It's Okay to be Happy

He's about two feet
from the ground. ;-)
It's amazing how the guilt thing happens. There's survivors guilt.  There's "I'm sick and can't take care of my family" guilt. There's "I should have done something to stop that jerk from hurting my loved one" guilt. There's, guilt over eating a cheeseburger when you didn't have time to fix something healthier. There's guilt over wealth or lack thereof - especially in this economy. There's guilt for being angry with a loved one who died. There's guilt over being depressed or not being able to overcome PTSD. There's guilt over celebrating your birthday or anniversary on 9/11.

There is all kinds of guilt we bear and there are times when we should feel guilty. But. We need listen to God, his Word, and let him show us when its true guilt and we need to repent, or when its false guilt and we need to step out of the box. Sin makes this a difficult thing to deal with, doesn't it? 

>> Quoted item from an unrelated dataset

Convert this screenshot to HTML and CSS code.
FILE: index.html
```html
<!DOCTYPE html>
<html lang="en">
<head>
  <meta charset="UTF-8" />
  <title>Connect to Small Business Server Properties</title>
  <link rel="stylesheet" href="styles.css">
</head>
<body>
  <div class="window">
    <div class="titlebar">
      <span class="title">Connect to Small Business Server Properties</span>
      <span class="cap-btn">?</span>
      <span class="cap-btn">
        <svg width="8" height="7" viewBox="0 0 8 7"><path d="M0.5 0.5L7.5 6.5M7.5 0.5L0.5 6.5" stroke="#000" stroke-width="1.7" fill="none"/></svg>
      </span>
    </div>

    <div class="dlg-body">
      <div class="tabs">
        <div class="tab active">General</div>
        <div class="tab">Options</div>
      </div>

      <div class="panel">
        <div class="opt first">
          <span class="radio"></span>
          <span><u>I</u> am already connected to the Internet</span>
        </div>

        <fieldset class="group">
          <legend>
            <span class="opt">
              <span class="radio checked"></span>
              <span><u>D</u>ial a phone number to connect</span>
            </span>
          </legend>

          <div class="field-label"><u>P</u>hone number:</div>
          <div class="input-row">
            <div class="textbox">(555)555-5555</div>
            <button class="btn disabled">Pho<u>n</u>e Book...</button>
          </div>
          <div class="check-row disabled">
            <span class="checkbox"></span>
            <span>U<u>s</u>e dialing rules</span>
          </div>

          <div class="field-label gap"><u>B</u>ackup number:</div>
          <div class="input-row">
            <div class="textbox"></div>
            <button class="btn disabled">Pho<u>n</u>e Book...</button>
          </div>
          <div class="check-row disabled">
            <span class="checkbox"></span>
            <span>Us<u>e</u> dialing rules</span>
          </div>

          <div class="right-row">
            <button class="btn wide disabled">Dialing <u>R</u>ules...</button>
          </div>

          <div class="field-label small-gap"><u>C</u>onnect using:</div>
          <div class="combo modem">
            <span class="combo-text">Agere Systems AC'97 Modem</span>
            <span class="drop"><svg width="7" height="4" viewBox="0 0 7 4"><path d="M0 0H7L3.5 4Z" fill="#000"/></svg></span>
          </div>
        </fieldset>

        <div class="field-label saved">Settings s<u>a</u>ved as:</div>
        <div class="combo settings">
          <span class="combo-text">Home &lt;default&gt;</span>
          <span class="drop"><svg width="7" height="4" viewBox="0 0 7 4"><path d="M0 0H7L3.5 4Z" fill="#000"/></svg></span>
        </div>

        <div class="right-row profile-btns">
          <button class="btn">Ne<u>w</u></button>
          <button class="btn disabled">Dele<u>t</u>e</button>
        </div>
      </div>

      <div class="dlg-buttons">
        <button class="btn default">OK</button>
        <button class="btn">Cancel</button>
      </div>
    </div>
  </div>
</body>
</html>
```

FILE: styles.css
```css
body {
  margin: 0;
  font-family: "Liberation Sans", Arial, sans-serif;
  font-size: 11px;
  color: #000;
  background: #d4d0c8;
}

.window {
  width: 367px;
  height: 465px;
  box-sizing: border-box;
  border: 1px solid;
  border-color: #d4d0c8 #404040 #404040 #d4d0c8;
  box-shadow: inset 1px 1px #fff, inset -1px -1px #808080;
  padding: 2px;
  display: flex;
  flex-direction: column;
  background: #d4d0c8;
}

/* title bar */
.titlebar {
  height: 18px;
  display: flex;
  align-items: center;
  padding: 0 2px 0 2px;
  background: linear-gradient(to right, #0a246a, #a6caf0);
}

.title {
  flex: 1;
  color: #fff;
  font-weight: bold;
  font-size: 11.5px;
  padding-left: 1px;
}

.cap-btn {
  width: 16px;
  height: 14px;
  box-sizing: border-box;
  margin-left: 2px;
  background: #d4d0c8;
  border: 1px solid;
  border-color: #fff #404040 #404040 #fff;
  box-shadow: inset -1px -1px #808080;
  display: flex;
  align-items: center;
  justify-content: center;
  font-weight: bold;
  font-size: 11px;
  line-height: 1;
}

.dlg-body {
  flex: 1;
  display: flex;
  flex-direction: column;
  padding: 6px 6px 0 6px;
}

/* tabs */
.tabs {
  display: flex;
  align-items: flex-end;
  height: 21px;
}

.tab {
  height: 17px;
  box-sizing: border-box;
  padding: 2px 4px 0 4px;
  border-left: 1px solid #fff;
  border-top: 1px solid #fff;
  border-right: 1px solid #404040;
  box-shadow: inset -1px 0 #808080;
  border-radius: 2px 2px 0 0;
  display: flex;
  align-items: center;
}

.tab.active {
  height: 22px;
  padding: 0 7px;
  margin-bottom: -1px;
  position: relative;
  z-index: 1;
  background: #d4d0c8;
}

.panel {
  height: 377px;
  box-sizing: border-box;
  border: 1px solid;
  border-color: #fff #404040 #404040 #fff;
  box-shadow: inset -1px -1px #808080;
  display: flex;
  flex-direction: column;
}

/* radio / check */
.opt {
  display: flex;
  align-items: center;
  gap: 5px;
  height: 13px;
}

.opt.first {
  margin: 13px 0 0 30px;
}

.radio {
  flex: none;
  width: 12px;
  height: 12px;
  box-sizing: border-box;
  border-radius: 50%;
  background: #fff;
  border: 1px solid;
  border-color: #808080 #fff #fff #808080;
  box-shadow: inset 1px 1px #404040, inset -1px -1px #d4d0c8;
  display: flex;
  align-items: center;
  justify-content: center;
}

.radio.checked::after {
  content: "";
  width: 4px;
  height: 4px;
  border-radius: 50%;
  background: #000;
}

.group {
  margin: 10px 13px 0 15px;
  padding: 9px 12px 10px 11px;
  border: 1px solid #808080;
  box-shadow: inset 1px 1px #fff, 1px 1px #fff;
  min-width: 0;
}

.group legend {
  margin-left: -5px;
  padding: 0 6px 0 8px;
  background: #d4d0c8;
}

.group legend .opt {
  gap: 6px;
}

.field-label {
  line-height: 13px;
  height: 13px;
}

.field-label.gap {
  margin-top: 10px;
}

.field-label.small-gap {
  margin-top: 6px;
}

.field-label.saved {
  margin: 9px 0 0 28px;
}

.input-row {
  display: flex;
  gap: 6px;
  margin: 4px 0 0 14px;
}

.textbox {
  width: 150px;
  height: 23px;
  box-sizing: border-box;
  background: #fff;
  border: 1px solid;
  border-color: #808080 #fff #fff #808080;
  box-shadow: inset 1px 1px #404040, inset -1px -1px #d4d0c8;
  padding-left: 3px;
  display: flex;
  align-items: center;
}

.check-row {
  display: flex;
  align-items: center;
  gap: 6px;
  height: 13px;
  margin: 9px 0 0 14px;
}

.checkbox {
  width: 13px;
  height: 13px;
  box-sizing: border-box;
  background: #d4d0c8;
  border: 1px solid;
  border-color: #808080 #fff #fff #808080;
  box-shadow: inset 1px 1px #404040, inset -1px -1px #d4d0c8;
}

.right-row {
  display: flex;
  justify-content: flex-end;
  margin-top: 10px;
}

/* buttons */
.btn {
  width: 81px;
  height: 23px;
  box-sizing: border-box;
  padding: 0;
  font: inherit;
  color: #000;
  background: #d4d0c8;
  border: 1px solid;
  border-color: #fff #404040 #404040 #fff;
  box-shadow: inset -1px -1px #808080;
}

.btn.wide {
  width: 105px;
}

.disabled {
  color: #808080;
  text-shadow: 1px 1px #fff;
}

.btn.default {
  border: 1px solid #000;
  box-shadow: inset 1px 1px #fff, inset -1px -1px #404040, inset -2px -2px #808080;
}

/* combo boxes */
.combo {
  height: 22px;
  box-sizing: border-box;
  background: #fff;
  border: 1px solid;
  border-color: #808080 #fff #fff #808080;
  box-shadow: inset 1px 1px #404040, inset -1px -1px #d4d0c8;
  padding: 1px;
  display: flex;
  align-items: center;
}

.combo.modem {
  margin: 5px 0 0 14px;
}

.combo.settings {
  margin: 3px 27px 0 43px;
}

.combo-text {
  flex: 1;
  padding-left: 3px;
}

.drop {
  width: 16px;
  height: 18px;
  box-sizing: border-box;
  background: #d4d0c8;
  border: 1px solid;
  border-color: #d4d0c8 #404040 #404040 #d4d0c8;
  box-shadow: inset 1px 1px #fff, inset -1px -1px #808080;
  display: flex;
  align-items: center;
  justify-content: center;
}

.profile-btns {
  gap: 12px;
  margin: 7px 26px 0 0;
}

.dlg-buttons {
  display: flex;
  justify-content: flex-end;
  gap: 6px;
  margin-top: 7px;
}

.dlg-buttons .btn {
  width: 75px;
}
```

I found myself laughing and smiling and just generally enjoying myself at church last night. The fellowship and teaching was so encouraging. What would I do without my church? They're a gift from God! 

It's been such a tough year. A tough several years, actually, and I have to admit guilt nipped at me (not for the first time) for feeling happy. The realization of this jolted me and God took that moment to whisper to my heart.



"It's okay to be happy."


I wanted to cry tears of joy, but I smiled instead. Yes. It really is okay to be happy. In fact, God delights in my smiles and laughter. So I wouldn't forget, I wrote it down - It's okay to be happy.

Have you ever felt guilty for feeling a certain way? For doing or not doing something you see in hindsight that you could have or should have done? 

What kind of guilt box have you locked yourself in? 



*Warning: This isn't to confuse happiness and sadness with depression. Depression is a separate creature. You can be depressed and still experience feelings of sadness and happiness apart from the depression. Maybe this doesn't make sense to you. Unless you've experienced depression or unless you have an understanding of what it is, you probably won't get it. But trust me. There's a difference.